--- DATA ENTRIES ---

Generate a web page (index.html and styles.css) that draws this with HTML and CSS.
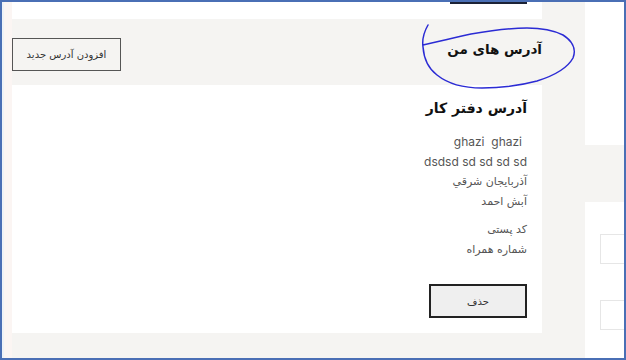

---
--- DATA ENTRIES ---

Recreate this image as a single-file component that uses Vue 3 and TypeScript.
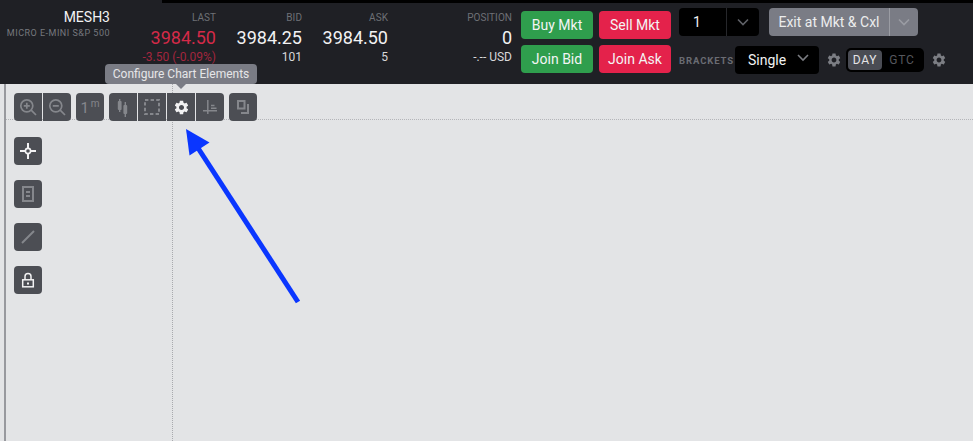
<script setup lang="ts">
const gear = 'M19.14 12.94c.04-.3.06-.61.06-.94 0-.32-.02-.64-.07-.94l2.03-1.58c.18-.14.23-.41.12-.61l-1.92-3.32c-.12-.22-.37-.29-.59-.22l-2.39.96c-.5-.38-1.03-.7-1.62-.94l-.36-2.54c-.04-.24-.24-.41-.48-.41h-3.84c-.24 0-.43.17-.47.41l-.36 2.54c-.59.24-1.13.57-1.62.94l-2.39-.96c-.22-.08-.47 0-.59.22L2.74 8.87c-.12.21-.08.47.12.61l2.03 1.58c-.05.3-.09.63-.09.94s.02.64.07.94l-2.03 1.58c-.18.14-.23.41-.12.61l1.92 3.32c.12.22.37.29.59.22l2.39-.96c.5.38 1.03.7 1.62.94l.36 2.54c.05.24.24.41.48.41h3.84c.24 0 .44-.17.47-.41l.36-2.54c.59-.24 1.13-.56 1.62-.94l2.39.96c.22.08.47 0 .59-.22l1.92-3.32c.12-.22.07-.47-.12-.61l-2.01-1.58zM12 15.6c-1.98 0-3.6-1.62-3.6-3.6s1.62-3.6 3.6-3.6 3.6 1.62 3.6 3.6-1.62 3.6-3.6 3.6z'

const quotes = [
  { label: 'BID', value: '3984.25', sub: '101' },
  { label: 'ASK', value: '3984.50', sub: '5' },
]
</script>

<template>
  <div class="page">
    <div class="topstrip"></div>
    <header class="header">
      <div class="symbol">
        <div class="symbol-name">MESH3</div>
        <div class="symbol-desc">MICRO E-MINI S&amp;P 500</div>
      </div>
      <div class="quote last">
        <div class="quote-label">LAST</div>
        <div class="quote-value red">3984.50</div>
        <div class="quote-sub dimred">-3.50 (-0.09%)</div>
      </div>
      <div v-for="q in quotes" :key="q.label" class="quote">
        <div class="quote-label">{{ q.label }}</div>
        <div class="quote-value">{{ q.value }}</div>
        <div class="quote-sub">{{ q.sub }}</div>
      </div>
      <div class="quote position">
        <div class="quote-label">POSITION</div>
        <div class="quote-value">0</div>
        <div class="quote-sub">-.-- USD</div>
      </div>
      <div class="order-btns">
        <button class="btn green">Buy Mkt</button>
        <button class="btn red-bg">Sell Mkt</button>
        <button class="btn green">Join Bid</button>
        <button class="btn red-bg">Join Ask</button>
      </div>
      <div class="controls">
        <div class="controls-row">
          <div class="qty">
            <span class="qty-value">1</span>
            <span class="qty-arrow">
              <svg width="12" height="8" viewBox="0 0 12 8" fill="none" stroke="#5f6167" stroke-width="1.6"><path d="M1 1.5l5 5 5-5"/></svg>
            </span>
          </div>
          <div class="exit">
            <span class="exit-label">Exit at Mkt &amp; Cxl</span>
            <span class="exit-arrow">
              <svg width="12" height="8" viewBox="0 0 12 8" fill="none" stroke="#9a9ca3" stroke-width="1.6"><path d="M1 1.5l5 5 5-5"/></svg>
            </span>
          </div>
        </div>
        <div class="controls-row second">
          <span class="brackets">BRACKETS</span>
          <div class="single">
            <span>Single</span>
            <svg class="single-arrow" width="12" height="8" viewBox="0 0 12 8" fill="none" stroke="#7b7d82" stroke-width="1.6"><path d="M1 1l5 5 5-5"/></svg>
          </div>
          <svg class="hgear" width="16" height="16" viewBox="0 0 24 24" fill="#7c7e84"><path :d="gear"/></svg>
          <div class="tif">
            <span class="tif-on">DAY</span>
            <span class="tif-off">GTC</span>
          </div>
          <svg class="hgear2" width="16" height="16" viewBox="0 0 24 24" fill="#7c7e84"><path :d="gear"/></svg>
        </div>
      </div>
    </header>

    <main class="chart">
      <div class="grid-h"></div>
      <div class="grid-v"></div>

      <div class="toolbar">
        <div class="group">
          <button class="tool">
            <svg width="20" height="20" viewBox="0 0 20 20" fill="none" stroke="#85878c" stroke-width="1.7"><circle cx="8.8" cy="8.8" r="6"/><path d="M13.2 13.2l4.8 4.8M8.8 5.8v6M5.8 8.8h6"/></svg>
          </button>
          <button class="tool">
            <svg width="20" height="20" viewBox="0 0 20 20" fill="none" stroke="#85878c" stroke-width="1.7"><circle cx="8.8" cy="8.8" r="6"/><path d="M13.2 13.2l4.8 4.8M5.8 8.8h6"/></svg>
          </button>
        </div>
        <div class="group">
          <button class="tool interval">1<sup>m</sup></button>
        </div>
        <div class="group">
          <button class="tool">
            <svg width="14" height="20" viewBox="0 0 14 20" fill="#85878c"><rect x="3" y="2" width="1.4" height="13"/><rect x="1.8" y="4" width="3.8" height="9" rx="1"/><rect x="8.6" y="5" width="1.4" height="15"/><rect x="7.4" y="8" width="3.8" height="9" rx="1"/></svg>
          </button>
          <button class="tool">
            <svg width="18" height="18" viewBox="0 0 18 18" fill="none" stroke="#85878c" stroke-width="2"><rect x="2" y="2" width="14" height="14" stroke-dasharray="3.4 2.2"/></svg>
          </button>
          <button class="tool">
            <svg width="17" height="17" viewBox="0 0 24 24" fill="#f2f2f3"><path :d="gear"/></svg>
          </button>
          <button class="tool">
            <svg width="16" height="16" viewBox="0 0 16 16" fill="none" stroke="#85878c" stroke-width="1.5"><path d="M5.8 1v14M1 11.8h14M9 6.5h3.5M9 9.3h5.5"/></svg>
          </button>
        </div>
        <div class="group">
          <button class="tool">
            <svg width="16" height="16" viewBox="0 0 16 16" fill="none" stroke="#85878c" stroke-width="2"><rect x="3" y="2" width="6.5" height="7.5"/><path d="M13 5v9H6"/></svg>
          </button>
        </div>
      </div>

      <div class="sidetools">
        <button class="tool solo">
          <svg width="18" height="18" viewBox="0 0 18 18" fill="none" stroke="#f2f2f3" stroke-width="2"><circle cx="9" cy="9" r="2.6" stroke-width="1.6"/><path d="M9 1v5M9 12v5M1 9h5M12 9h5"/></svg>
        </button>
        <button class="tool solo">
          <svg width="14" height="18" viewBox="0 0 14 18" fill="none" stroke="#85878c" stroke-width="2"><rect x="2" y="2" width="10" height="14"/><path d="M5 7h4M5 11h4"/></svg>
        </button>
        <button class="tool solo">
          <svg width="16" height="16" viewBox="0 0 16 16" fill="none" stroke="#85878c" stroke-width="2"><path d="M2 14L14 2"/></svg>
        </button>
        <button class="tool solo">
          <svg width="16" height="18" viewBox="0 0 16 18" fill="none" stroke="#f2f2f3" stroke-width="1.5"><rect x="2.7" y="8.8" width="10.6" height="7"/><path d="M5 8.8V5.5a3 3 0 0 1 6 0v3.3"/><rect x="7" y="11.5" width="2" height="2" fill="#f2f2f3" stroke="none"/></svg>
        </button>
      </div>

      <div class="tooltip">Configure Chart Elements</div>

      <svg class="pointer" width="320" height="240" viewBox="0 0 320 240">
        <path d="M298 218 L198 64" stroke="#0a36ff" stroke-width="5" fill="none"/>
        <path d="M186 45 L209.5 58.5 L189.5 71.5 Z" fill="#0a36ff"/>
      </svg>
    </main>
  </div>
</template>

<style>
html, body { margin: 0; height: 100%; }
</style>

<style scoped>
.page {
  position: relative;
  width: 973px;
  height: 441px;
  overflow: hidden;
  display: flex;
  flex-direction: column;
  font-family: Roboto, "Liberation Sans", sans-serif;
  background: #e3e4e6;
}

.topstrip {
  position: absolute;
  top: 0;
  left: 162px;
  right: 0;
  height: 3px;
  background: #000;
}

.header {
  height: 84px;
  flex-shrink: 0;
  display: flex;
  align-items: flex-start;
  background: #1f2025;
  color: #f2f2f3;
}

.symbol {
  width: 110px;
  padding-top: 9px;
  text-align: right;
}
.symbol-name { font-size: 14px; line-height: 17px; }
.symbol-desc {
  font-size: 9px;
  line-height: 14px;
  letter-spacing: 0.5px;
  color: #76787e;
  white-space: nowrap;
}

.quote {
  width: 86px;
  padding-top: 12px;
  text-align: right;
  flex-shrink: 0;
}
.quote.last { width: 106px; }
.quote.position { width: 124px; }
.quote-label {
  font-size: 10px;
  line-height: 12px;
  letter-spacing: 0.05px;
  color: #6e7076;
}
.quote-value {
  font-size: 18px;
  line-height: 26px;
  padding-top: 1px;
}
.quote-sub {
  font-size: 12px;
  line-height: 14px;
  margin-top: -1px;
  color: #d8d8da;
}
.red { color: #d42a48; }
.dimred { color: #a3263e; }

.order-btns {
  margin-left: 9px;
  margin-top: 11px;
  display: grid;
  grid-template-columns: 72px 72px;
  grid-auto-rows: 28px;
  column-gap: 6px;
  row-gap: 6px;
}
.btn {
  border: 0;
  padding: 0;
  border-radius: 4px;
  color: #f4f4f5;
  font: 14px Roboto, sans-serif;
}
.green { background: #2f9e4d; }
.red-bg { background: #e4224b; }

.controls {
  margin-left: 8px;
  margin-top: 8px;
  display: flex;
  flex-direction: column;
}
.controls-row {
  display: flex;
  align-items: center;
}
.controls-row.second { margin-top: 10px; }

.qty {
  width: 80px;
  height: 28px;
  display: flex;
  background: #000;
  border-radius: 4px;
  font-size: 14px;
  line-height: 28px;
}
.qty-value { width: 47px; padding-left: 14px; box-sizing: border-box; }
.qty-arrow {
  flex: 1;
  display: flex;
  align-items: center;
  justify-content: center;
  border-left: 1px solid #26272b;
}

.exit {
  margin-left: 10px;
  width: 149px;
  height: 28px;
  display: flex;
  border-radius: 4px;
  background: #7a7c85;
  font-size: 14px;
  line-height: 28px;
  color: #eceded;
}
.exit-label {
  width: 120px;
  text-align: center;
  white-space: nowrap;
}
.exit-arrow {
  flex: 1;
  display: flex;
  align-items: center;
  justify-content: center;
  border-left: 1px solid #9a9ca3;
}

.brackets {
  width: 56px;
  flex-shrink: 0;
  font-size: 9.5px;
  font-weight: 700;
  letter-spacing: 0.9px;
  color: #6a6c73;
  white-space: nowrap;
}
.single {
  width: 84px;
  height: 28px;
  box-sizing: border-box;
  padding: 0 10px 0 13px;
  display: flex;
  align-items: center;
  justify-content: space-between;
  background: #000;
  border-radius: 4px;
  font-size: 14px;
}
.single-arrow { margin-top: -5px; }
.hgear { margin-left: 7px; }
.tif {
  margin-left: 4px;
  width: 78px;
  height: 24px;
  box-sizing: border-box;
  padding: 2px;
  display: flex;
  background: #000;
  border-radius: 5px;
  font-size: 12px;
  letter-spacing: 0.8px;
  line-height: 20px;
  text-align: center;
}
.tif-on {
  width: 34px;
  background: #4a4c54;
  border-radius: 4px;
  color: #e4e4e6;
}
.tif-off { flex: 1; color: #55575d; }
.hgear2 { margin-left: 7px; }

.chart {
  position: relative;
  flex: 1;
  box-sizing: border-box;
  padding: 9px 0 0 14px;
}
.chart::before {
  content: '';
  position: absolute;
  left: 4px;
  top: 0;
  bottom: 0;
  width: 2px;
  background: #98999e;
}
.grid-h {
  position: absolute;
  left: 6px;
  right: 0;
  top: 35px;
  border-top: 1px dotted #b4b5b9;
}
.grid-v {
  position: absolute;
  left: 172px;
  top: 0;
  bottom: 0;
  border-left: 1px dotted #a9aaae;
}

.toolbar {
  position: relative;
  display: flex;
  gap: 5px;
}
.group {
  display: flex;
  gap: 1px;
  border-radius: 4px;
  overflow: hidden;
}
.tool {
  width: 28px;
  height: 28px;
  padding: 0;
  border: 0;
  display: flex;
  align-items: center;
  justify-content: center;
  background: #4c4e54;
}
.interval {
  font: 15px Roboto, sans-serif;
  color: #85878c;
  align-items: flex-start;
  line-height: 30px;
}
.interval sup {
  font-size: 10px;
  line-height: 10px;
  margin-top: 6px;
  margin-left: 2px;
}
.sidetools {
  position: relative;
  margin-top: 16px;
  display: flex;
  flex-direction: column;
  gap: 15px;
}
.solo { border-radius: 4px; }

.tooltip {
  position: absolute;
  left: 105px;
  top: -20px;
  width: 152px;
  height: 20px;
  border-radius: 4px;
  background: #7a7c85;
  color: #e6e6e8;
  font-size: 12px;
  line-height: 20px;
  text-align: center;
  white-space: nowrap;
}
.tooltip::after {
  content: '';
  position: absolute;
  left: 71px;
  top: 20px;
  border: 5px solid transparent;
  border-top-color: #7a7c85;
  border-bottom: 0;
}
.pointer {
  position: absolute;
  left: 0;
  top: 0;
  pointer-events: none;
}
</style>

---

▸ **GIVEN EXERCISE**
Check each line above for the word "that", and copy the lines where it appears.

▸ **SOLUTION FOR THIS EXERCISE**
Generate a web page (index.html and styles.css) that draws this with HTML and CSS.
Recreate this image as a single-file component that uses Vue 3 and TypeScript.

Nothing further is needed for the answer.